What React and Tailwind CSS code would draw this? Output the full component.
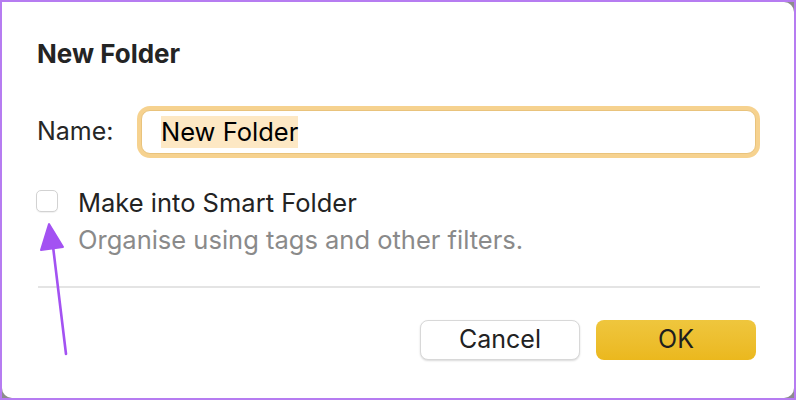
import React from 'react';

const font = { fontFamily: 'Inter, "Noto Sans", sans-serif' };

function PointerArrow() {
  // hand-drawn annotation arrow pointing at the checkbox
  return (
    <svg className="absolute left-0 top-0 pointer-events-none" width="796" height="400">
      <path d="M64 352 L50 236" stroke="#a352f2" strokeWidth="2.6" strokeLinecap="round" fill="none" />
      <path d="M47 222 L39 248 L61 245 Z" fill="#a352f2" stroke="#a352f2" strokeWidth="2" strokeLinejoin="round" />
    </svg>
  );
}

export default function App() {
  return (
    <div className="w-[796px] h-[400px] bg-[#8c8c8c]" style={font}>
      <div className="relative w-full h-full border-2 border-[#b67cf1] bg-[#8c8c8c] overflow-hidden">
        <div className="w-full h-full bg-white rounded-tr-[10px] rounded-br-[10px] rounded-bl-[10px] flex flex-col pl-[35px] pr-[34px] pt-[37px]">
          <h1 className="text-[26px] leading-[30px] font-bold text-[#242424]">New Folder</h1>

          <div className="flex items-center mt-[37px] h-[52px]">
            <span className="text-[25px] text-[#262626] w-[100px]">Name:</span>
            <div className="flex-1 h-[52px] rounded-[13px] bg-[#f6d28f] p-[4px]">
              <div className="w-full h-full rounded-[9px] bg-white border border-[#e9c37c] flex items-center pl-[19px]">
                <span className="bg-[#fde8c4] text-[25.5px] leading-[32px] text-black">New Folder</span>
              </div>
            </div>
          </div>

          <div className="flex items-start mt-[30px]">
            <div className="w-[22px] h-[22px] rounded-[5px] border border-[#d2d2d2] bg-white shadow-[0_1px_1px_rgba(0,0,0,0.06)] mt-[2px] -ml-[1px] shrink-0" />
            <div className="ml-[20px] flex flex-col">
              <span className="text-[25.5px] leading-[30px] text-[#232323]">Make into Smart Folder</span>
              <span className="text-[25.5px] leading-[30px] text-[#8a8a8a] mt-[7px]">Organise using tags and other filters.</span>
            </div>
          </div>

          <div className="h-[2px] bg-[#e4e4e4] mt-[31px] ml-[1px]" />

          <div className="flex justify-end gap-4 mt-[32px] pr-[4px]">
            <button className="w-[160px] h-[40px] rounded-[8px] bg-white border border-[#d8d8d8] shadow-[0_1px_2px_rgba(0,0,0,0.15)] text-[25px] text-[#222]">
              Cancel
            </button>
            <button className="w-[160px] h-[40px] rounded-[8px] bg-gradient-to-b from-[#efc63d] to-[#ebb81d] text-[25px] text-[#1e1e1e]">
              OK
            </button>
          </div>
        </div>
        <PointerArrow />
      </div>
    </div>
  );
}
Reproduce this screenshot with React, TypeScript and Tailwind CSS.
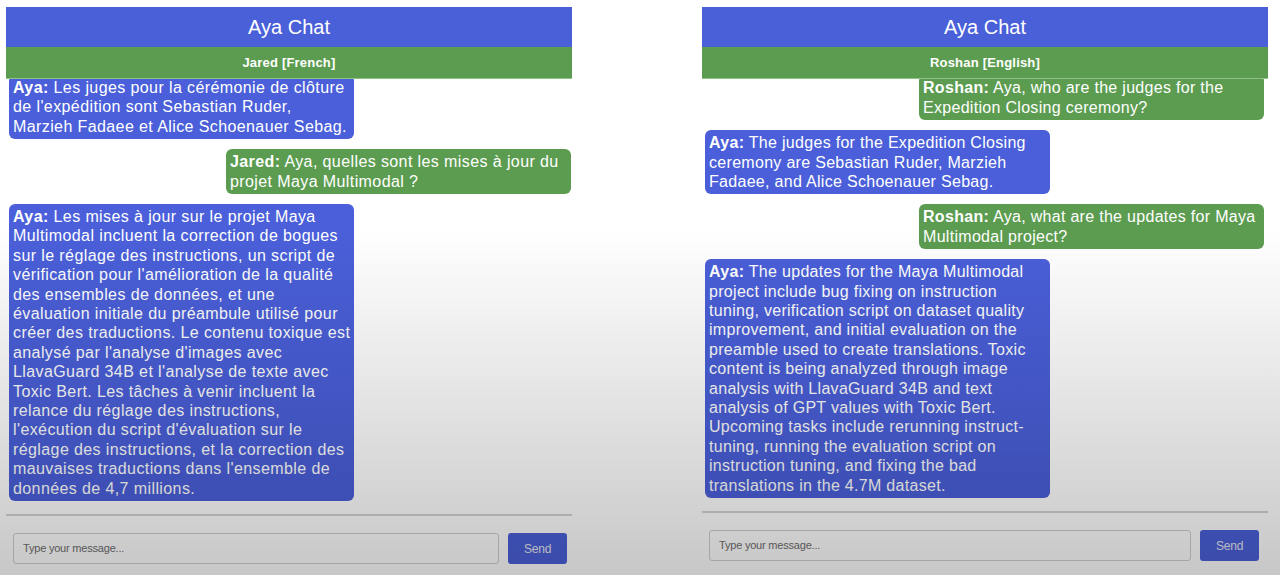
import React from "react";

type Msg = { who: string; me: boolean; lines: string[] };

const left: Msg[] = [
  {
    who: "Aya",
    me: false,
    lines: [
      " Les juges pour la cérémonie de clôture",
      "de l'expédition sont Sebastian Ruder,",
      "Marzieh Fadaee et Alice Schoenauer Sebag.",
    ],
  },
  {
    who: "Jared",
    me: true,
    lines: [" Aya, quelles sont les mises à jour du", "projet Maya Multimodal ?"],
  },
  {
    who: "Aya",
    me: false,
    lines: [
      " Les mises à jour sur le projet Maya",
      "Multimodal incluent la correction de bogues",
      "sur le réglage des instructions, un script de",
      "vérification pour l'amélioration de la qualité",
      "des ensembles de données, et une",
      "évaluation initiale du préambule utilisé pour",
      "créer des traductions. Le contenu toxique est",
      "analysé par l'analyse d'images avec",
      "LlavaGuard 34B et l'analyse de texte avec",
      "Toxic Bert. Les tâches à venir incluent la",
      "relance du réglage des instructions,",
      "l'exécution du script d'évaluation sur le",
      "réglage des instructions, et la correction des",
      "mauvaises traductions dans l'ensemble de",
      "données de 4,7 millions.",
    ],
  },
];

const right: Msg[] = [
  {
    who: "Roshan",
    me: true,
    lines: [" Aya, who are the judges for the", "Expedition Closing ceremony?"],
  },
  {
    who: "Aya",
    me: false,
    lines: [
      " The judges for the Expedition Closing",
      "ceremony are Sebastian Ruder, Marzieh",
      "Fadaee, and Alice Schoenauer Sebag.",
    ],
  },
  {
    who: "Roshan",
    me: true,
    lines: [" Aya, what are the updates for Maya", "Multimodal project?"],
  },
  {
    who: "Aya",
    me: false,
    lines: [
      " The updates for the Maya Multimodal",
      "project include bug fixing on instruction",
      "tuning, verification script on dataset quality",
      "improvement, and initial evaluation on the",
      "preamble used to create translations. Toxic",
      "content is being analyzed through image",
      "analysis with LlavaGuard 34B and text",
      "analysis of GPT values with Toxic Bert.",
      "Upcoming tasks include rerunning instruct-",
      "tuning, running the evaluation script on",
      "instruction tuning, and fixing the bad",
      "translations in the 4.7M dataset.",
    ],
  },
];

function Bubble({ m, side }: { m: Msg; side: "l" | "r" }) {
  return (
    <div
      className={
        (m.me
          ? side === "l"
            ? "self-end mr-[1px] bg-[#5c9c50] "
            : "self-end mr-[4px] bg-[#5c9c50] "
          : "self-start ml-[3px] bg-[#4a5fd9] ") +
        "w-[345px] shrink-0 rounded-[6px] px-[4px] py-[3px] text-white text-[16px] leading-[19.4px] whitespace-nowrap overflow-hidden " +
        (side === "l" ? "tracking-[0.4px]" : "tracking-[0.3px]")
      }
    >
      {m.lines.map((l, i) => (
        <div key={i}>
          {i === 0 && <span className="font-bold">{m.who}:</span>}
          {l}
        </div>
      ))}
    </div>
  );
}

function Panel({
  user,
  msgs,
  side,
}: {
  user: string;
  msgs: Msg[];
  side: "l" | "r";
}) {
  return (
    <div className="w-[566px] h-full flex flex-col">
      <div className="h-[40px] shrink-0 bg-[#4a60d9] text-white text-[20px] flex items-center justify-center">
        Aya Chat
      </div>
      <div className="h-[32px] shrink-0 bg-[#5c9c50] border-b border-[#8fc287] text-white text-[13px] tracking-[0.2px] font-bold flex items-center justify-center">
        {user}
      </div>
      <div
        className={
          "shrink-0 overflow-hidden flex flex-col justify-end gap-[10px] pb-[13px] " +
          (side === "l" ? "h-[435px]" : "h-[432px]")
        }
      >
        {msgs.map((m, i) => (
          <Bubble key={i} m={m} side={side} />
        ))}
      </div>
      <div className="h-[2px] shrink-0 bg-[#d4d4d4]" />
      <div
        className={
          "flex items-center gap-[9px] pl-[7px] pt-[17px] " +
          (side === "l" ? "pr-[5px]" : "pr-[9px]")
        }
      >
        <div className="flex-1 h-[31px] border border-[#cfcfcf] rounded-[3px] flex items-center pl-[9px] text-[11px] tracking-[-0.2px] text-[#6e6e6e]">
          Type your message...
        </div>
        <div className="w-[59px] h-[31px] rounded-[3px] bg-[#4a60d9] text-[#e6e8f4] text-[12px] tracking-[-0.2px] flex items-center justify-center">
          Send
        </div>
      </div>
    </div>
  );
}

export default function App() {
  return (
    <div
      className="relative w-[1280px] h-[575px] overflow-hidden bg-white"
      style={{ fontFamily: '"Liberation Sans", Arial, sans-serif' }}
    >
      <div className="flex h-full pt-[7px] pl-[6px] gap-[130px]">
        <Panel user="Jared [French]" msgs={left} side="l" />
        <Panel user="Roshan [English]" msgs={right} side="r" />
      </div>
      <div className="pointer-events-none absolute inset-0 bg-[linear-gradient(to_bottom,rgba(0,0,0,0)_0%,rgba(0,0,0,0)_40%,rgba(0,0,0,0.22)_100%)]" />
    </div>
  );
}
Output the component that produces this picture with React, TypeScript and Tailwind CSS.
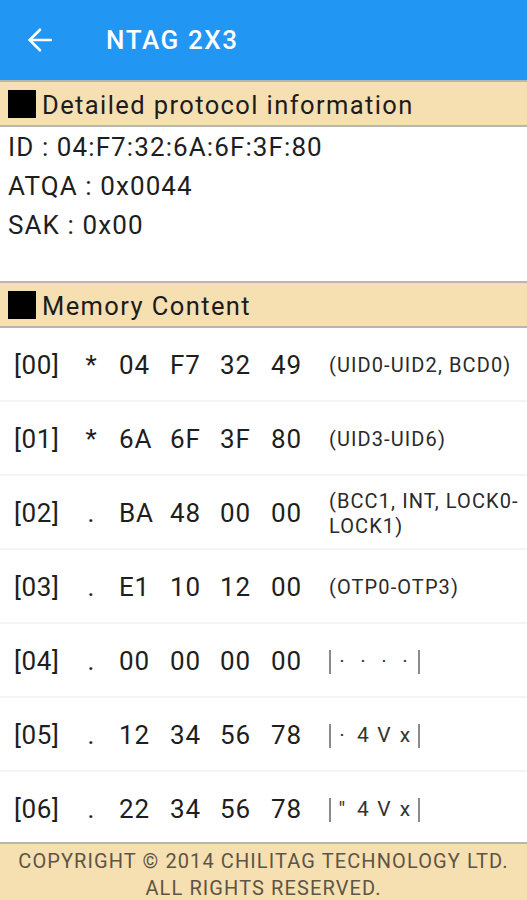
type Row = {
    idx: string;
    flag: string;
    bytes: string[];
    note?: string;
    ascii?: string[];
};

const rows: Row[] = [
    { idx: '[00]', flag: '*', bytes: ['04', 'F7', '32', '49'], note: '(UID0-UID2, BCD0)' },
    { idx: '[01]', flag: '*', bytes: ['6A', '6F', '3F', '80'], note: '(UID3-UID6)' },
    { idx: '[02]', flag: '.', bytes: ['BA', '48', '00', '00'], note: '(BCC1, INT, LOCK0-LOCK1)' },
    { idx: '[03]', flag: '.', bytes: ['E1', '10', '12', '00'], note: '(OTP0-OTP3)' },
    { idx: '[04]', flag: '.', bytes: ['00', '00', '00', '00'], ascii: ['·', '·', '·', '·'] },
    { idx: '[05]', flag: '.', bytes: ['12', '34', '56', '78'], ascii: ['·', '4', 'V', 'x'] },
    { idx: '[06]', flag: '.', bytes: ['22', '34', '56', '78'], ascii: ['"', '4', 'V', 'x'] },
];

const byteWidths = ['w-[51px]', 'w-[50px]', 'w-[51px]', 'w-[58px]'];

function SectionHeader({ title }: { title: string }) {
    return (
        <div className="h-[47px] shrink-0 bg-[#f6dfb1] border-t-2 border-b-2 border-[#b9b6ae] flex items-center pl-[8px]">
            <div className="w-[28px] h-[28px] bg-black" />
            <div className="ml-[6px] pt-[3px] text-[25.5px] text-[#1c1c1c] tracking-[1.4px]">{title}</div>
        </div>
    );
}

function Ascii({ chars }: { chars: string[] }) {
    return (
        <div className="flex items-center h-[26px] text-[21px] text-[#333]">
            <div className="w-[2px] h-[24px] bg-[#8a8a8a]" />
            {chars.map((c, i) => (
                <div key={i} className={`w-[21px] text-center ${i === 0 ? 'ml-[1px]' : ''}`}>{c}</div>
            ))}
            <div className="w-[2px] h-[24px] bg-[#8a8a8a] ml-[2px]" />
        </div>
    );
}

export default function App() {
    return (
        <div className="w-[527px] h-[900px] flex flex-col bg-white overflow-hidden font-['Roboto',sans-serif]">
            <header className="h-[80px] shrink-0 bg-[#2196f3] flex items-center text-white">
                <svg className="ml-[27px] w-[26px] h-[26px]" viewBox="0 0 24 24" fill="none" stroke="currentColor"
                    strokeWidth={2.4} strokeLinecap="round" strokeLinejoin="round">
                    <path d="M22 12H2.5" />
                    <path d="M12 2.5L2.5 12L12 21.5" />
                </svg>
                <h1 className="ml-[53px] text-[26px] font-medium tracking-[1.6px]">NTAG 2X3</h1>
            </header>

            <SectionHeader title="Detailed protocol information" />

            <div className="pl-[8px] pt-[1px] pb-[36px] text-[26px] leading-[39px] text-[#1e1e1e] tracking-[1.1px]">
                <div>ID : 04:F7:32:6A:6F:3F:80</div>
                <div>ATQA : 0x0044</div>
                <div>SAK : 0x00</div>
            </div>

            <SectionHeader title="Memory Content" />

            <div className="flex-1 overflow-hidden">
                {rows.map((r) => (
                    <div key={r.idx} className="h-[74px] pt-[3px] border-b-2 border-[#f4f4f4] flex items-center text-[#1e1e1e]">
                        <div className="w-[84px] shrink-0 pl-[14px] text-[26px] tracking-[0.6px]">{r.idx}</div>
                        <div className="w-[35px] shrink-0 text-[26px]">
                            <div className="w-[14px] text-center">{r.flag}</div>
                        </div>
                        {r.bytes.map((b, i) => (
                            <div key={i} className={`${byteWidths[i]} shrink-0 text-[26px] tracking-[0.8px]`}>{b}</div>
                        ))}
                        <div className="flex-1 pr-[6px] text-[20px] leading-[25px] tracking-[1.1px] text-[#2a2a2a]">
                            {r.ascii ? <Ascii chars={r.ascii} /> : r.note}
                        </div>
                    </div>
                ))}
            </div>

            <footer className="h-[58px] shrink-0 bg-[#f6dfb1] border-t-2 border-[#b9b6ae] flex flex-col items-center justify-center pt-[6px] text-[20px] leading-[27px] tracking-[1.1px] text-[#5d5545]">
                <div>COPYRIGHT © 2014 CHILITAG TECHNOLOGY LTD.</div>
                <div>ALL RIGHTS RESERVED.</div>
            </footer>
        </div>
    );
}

Short exercise: Repeat exactly, and only, the lines from the one containing "Reproduce this screenshot" through the one containing "string; me: boolean;", both included, without the pictures.

Exercise solution:
Reproduce this screenshot with React, TypeScript and Tailwind CSS.
import React from "react";

type Msg = { who: string; me: boolean; lines: string[] };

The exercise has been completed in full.